Why Batch Execution?

Standard approach (1 subprocess call per gremlin):

Text Only
100 gremlins = 100 subprocess calls
100 x 600ms overhead = 60 seconds

Batch execution (batch_size=10):

Text Only
100 gremlins / 10 = 10 subprocess calls
10 x 600ms overhead = 6 seconds

10x reduction in subprocess overhead.

Usage Example

Python
from pytest_gremlins.parallel.pool_config import PoolConfig
from pytest_gremlins.parallel.batch_executor import BatchExecutor

config = PoolConfig(max_workers=4, batch_size=20, warmup=True)
executor = BatchExecutor.from_config(config)

# Partition gremlins into batches
gremlin_ids = [f'g{i:03d}' for i in range(100)]
batches = executor.partition(gremlin_ids)
print(f'{len(batches)} batches of {executor.batch_size}')

# Execute all gremlins
results = executor.execute(
    gremlin_ids=gremlin_ids,
    test_command=['pytest', '-x', 'tests/'],
    rootdir='/path/to/project',
    instrumented_dir='/tmp/instrumented',
    env_vars={},
)

for result in results:
    print(f'{result.gremlin_id}: {result.status.value}')

ResultAggregator

Thread-safe collection of results with progress tracking.

ResultAggregator

Python
ResultAggregator(total_gremlins)

Aggregates results from parallel worker processes.

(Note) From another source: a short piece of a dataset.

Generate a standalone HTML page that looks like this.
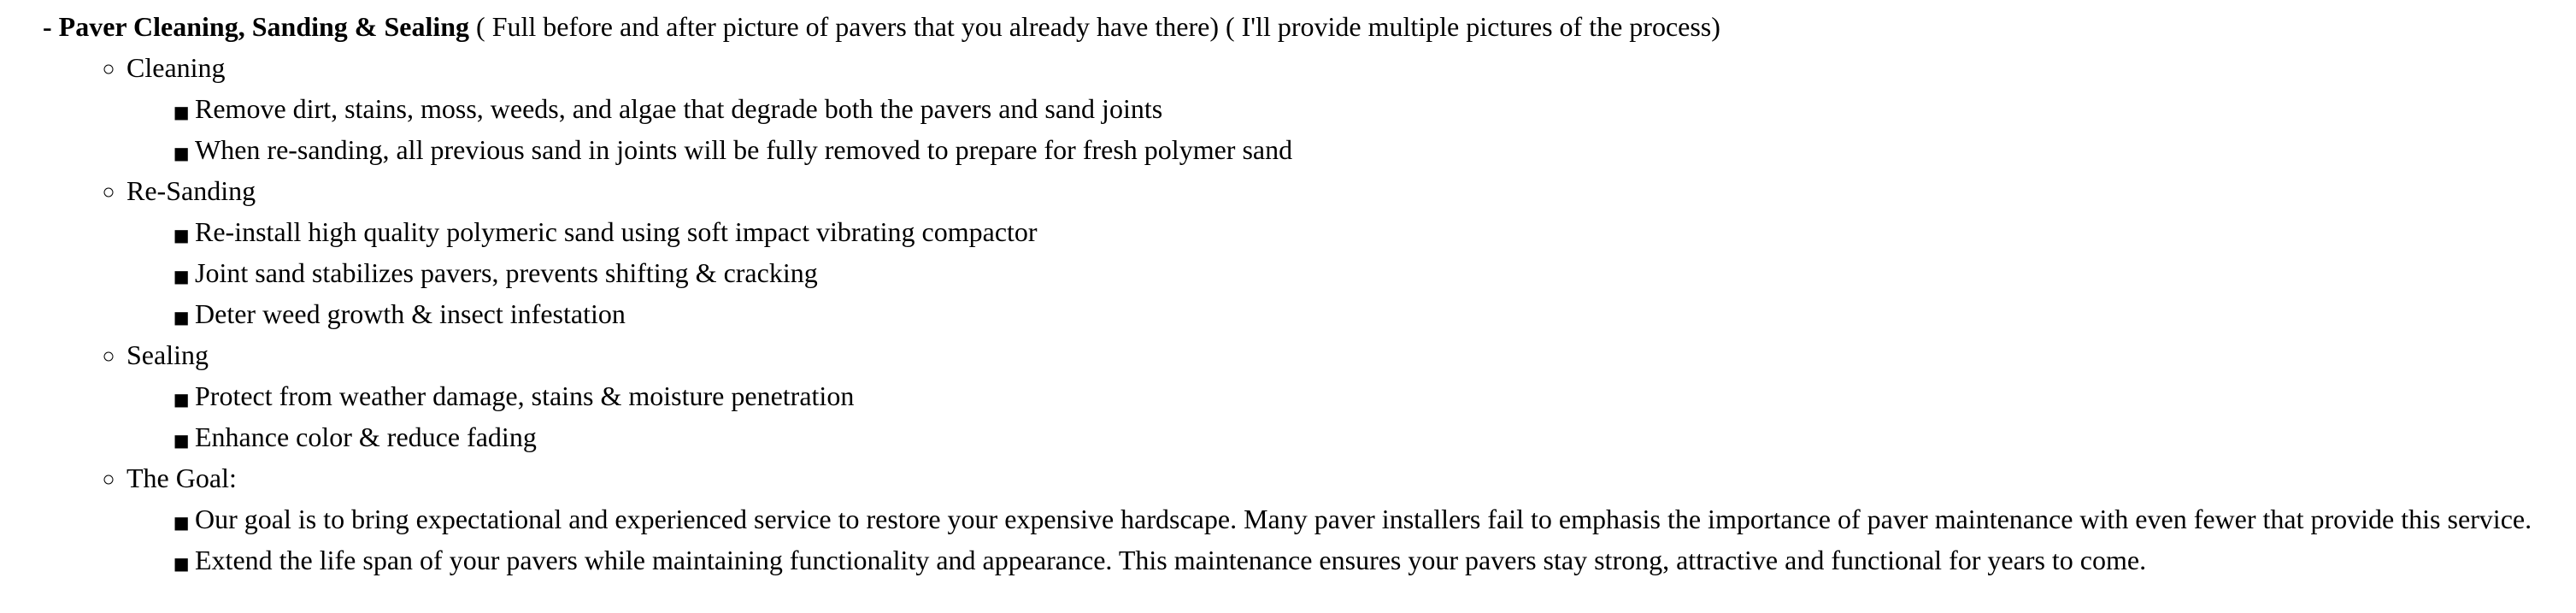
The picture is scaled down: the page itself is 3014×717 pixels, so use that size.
<!DOCTYPE html>
<html><head><meta charset="utf-8"><style>
html,body{margin:0;padding:0;background:#fff;width:3014px;height:710px;overflow:hidden}
body{font-family:"Liberation Serif",serif;font-size:32px;line-height:48px;color:#000;padding-top:7px}
p{margin:0;padding-left:50px;white-space:nowrap}
ul{margin:0;padding:0}
ul.l2{padding-left:148px;list-style:circle}
ul.l3{padding-left:80px;list-style-type:"\25A0  "}
ul.l3 li::marker{font-family:"DejaVu Sans",sans-serif;font-size:20px}
li{white-space:nowrap}
</style></head><body>
<p><b>- Paver Cleaning, Sanding &amp; Sealing</b> ( Full before and after picture of pavers that you already have there) ( I'll provide multiple pictures of the process)</p>
<ul class="l2">
<li>Cleaning
<ul class="l3">
<li>Remove dirt, stains, moss, weeds, and algae that degrade both the pavers and sand joints</li>
<li>When re-sanding, all previous sand in joints will be fully removed to prepare for fresh polymer sand</li>
</ul></li>
<li>Re-Sanding
<ul class="l3">
<li>Re-install high quality polymeric sand using soft impact vibrating compactor</li>
<li>Joint sand stabilizes pavers, prevents shifting &amp; cracking</li>
<li>Deter weed growth &amp; insect infestation</li>
</ul></li>
<li>Sealing
<ul class="l3">
<li>Protect from weather damage, stains &amp; moisture penetration</li>
<li>Enhance color &amp; reduce fading</li>
</ul></li>
<li>The Goal:
<ul class="l3">
<li>Our goal is to bring expectational and experienced service to restore your expensive hardscape. Many paver installers fail to emphasis the importance of paver maintenance with even fewer that provide this service.</li>
<li>Extend the life span of your pavers while maintaining functionality and appearance. This maintenance ensures your pavers stay strong, attractive and functional for years to come.</li>
</ul></li>
</ul>
</body></html>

Thread-safe collection of results with progress tracking and status counts. Results are stored as they arrive and can be retrieved sorted by gremlin ID.

Attributes:

Name Type Description
total_gremlins int

Total number of gremlins being tested.

completed int

Number of gremlins that have been processed.

Example

aggregator = ResultAggregator(total_gremlins=100) aggregator.add_result(WorkerResult('g001', GremlinResultStatus.ZAPPED)) progress = aggregator.get_progress() # (1, 100)

Parameters:

Name Type Description Default
total_gremlins int

Total number of gremlins to be tested.

required
Source code in src/pytest_gremlins/parallel/aggregator.py
Python
def __init__(self, total_gremlins: int) -> None:
    """Initialize the result aggregator.

    Args:
        total_gremlins: Total number of gremlins to be tested.
    """
    self._total_gremlins = total_gremlins
    self._results: list[WorkerResult] = []
    self._lock = threading.Lock()
    self._zapped = 0
    self._survived = 0
    self._timeout = 0
    self._error = 0

total_gremlins property

Python
total_gremlins

Return the total number of gremlins.

completed property

Python
completed

Return the number of completed results.

zapped_count property

Python
zapped_count

Return the number of zapped gremlins.

survived_count property

Python
survived_count

Return the number of survived gremlins.

timeout_count property

Python
timeout_count

Return the number of timed out gremlins.

error_count property

Python
error_count

Return the number of error gremlins.

progress_percentage property

Python
progress_percentage

Return progress as a percentage.

Returns:

Type Description
float

Progress from 0.0 to 100.0.

add_result

Python
add_result(result)

Add a result from a worker.

Thread-safe method to add a result to the aggregator.

Parameters:

Name Type Description Default
result WorkerResult

The worker result to add.

required
Source code in src/pytest_gremlins/parallel/aggregator.py
Python
def add_result(self, result: WorkerResult) -> None:
    """Add a result from a worker.

    Thread-safe method to add a result to the aggregator.

    Args:
        result: The worker result to add.
    """
    with self._lock:
        self._results.append(result)
        self._update_status_count(result.status)

add_error

Python
add_error(gremlin_id, error)

Record an error for a gremlin.

Creates an ERROR status result when a worker fails.

Parameters:

Name Type Description Default
gremlin_id str

The ID of the gremlin that failed.

required
error Exception

The exception that occurred.

required
Source code in src/pytest_gremlins/parallel/aggregator.py
Python
def add_error(self, gremlin_id: str, error: Exception) -> None:
    """Record an error for a gremlin.

    Creates an ERROR status result when a worker fails.

    Args:
        gremlin_id: The ID of the gremlin that failed.
        error: The exception that occurred.
    """
    result = WorkerResult(
        gremlin_id=gremlin_id,
        status=GremlinResultStatus.ERROR,
        error_output=str(error)[:2000],
    )
    self.add_result(result)

get_results

Python
get_results()

Get all results sorted by gremlin ID.

Returns:

Type Description
list[WorkerResult]

List of WorkerResult objects sorted by gremlin_id.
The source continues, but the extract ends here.